Original Title in English by Author Prof. Michio MorishimaPublisher: Cambridge University Press, 1st Edition in 1982, reprinted 1985, 1988, ISBN 0521 269032
Backcover by Jeremy Hardie, The Times Literary Supplement
This book, by a distinguished Japanese economist now resident in the West, offers a new interpretation of the current success of the Japanese economy. By placing the rise of Japan in the context of its historical development, Michio Morishima shows how a strongly-held national ethos has interacted with religious, social and technological ideas imported from elsewhere to produce highly distinctive cultural traits.
While Professor Morishima traces the roots of modern Japan back as far as the introduction of Confucianism, Taoism and Buddhism from China in the sixth Century, he concentrates his observations on the last 120 years during which Japan has had extensive contracts in the West. He describes the swift rise of Japan to the status of a first-rate power following the Meiji Revolutin after 1867, in which Japan broke with a long history of isolationism, and which paved the way for the adoption of Western technology and the creation of a modern Western-style nation state; and a similarly meteoric rise from the devastation of the Second World War to Japan's present position.

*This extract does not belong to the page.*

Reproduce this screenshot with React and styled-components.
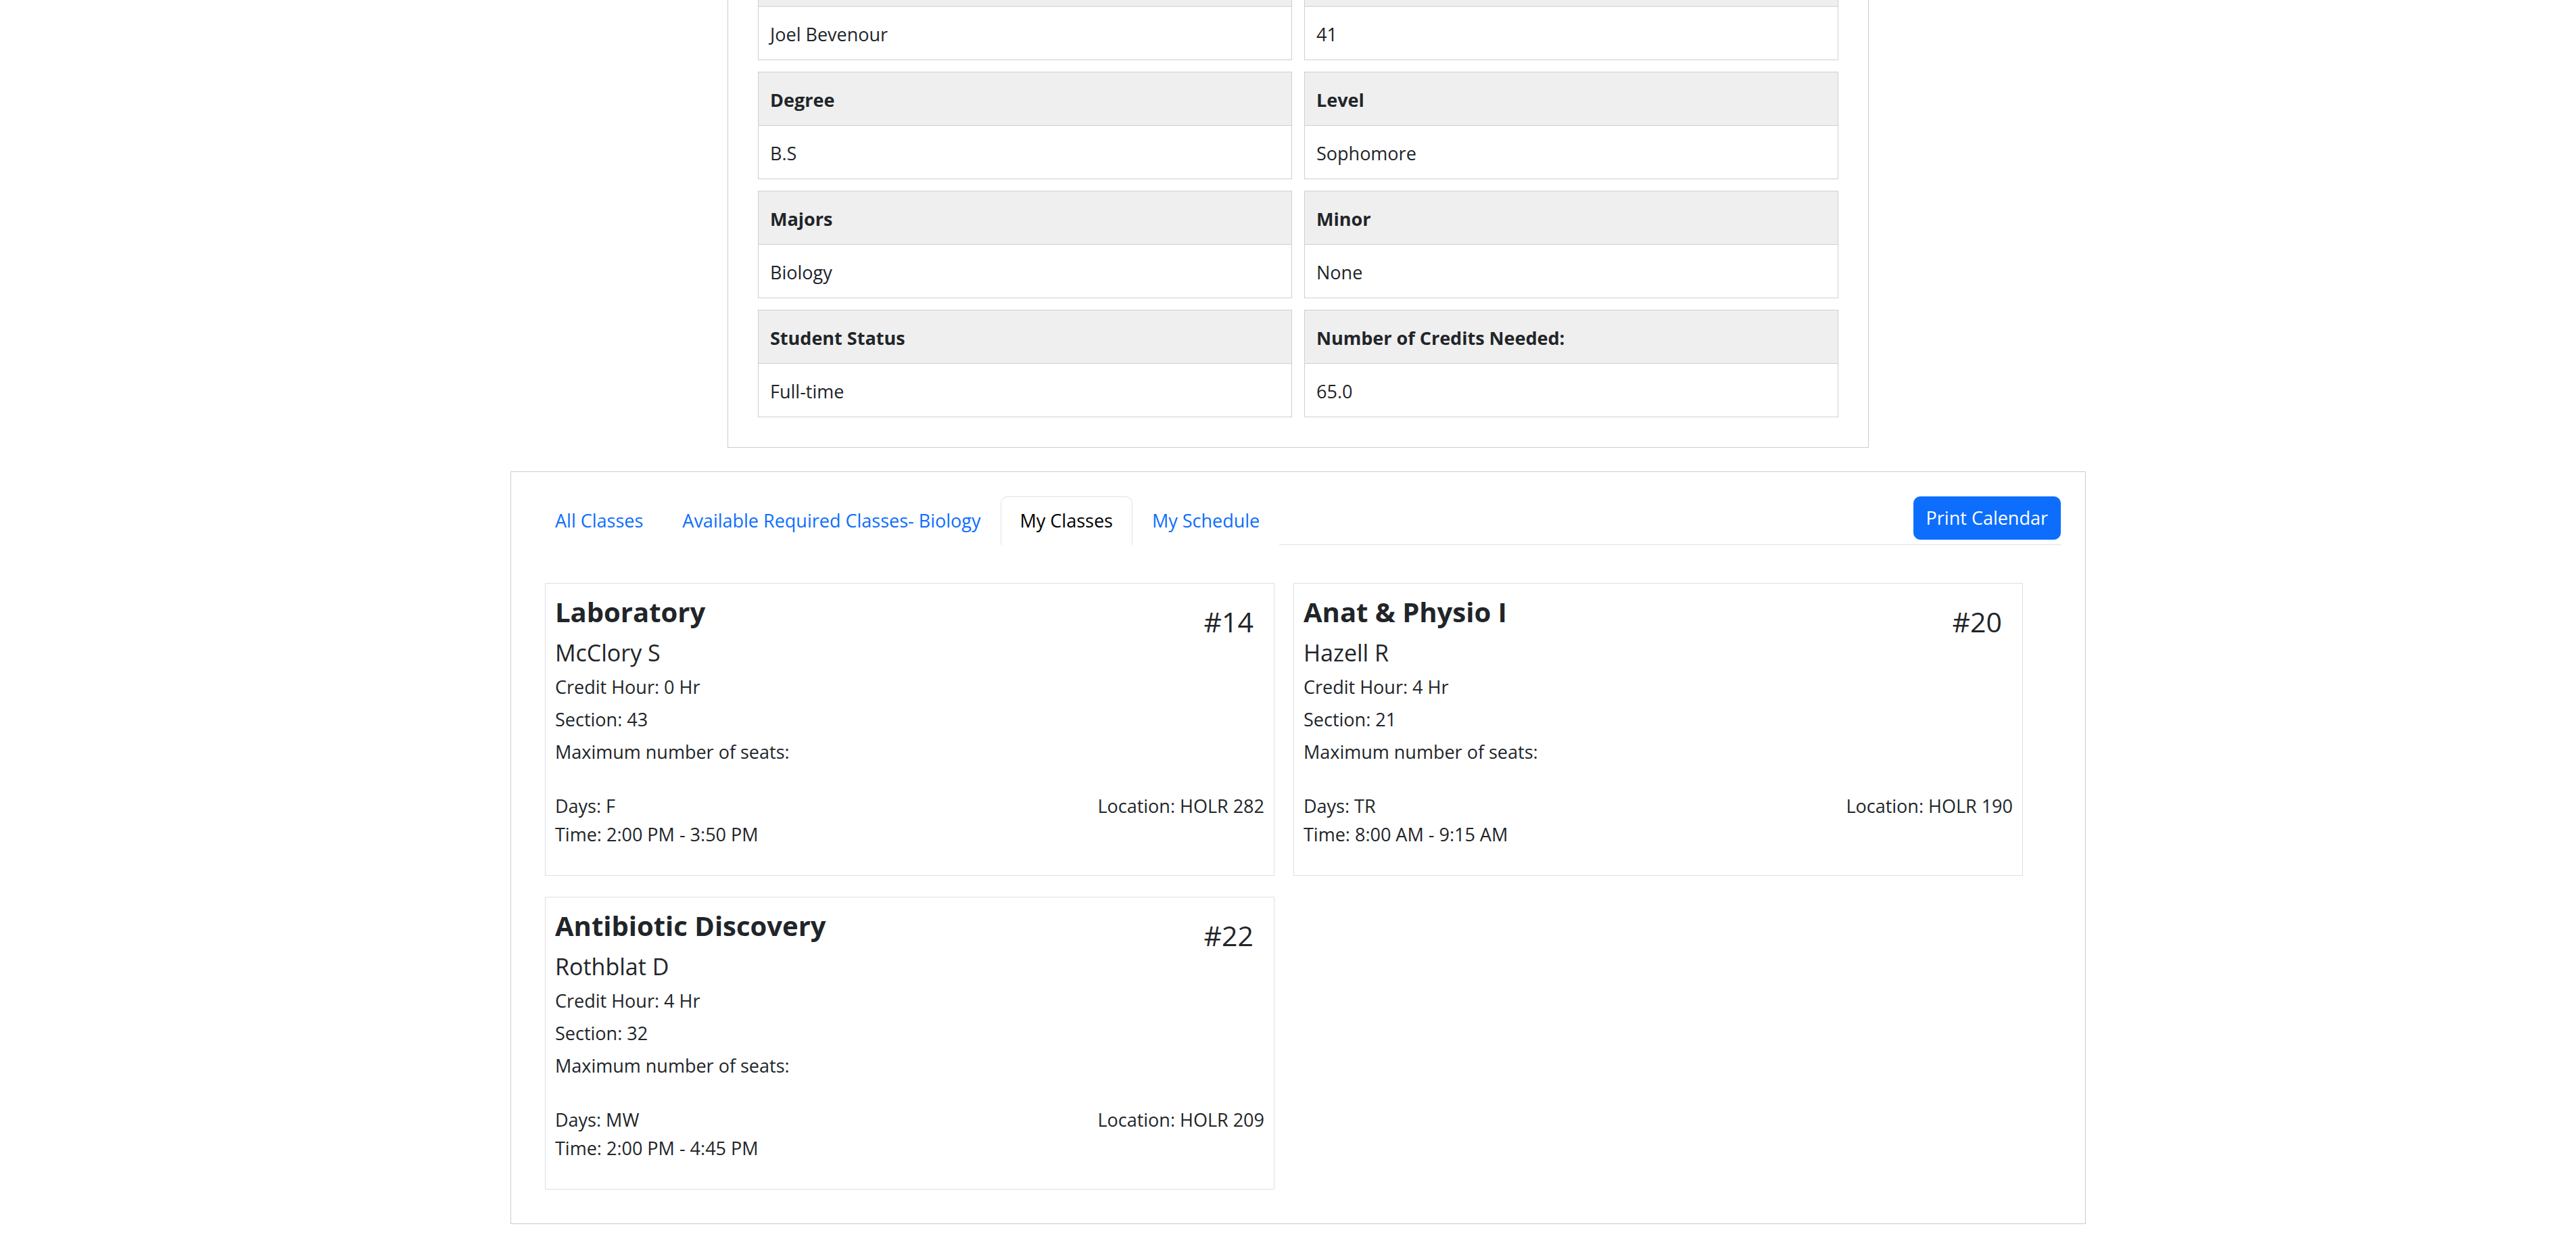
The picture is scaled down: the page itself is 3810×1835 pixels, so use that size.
import React from 'react'
import styled, { createGlobalStyle } from 'styled-components'

const GlobalStyle = createGlobalStyle`
  html, body {
    margin: 0;
    padding: 0;
    background: #fff;
  }
  body {
    font-family: "Open Sans", "Segoe UI", sans-serif;
    font-size: 27px;
    line-height: 42px;
    color: #212529;
  }
  *, *::before, *::after {
    box-sizing: border-box;
  }
`

const Page = styled.div`
  padding-bottom: 24px;
`

// page is scrolled: the first header row sits above the top edge
const InfoPanel = styled.section`
  width: 1688px;
  margin: -115px 0 0 1076px;
  padding: 44px;
  border: 1px solid #cccccc;
`

const InfoGrid = styled.div`
  display: grid;
  grid-template-columns: 790px 790px;
  column-gap: 18px;
  row-gap: 17px;
`

const InfoBox = styled.div`
  border: 1px solid #cfcfcf;
`

const InfoHead = styled.div`
  background: #efefef;
  padding: 20px 17px 16px;
  font-weight: 700;
  border-bottom: 1px solid #cfcfcf;
`

const InfoValue = styled.div`
  padding: 20px 17px 16px;
`

const ClassesPanel = styled.section`
  width: 2330px;
  margin: 35px 0 0 755px;
  padding: 36px;
  border: 1px solid #cccccc;
`

const TabBar = styled.div`
  display: flex;
  align-items: flex-start;
  border-bottom: 1px solid #dee2e6;
`

const Tab = styled.a`
  display: block;
  padding: 14px 28px;
  margin-bottom: -1px;
  border: 1px solid ${p => (p.$active ? '#dee2e6' : 'transparent')};
  border-bottom-color: ${p => (p.$active ? '#fff' : 'transparent')};
  border-radius: 10px 10px 0 0;
  background: #fff;
  color: ${p => (p.$active ? '#000' : '#0d6efd')};
  text-decoration: none;
  cursor: pointer;
`

const PrintButton = styled.button`
  margin-left: auto;
  padding: 10px 18px;
  border: 1px solid #0d6efd;
  border-radius: 10px;
  background: #0d6efd;
  color: #fff;
  font: inherit;
  line-height: 42px;
  cursor: pointer;
`

const CardGrid = styled.div`
  display: grid;
  grid-template-columns: 1079px 1079px;
  column-gap: 28px;
  row-gap: 31px;
  padding: 56px 0 14px 14px;
`

const Card = styled.div`
  border: 1px solid #dfdfdf;
  padding: 17px 14px 39px 14px;
`

const TitleRow = styled.div`
  display: flex;
  justify-content: space-between;
  align-items: flex-start;
`

const Title = styled.h4`
  margin: 0;
  font-size: 40px;
  line-height: 50px;
  font-weight: 700;
`

const Number = styled.span`
  margin: 14px 16px 0 0;
  font-size: 41px;
  line-height: 50px;
`

const Instructor = styled.h5`
  margin: 0;
  font-size: 34px;
  line-height: 42px;
  font-weight: 400;
`

const Detail = styled.p`
  margin: 0 0 6px;
  &:first-of-type {
    margin-top: 9px;
  }
`

const Schedule = styled.div`
  display: flex;
  justify-content: space-between;
  margin-top: 38px;
`

const Line = styled.div`
  white-space: nowrap;
`

// first header row is scrolled out of view
const info = [
  ['', 'Joel Bevenour'], ['', '41'],
  ['Degree', 'B.S'], ['Level', 'Sophomore'],
  ['Majors', 'Biology'], ['Minor', 'None'],
  ['Student Status', 'Full-time'], ['Number of Credits Needed:', '65.0'],
]

const tabs = ['All Classes', 'Available Required Classes- Biology', 'My Classes', 'My Schedule']

const classes = [
  { id: 14, title: 'Laboratory', instructor: 'McClory S', credit: 0, section: 43, days: 'F', time: '2:00 PM - 3:50 PM', location: 'HOLR 282' },
  { id: 20, title: 'Anat & Physio I', instructor: 'Hazell R', credit: 4, section: 21, days: 'TR', time: '8:00 AM - 9:15 AM', location: 'HOLR 190' },
  { id: 22, title: 'Antibiotic Discovery', instructor: 'Rothblat D', credit: 4, section: 32, days: 'MW', time: '2:00 PM - 4:45 PM', location: 'HOLR 209' },
]

export default function App() {
  return (
    <Page>
      <GlobalStyle />
      <InfoPanel>
        <InfoGrid>
          {info.map(([label, value], i) => (
            <InfoBox key={i}>
              <InfoHead>{label || '\u00a0'}</InfoHead>
              <InfoValue>{value}</InfoValue>
            </InfoBox>
          ))}
        </InfoGrid>
      </InfoPanel>

      <ClassesPanel>
        <TabBar>
          {tabs.map(t => (
            <Tab key={t} $active={t === 'My Classes'}>{t}</Tab>
          ))}
          <PrintButton>Print Calendar</PrintButton>
        </TabBar>
        <CardGrid>
          {classes.map(c => (
            <Card key={c.id}>
              <TitleRow>
                <Title>{c.title}</Title>
                <Number>#{c.id}</Number>
              </TitleRow>
              <Instructor>{c.instructor}</Instructor>
              <Detail>Credit Hour: {c.credit} Hr</Detail>
              <Detail>Section: {c.section}</Detail>
              <Detail>Maximum number of seats:</Detail>
              <Schedule>
                <div>
                  <Line>Days: {c.days}</Line>
                  <Line>Time: {c.time}</Line>
                </div>
                <Line>Location: {c.location}</Line>
              </Schedule>
            </Card>
          ))}
        </CardGrid>
      </ClassesPanel>
    </Page>
  )
}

A range of factors in Japan's economic success are analysed: her characteristic dualistic social structure - corresponding to the divide between large and medium/small enterprises - the relations of government and big business, the poor reception of liberalism and individualism, and the strength of Japanese nationalism. Throughout, Professor Morishima emphasises the importance of the role played in the creation of Japanese capitalism by ethical doctrines as transformed under Japanese conditions, especially the Japanese Confucian tradition of complete loyalty to the firm and to the state.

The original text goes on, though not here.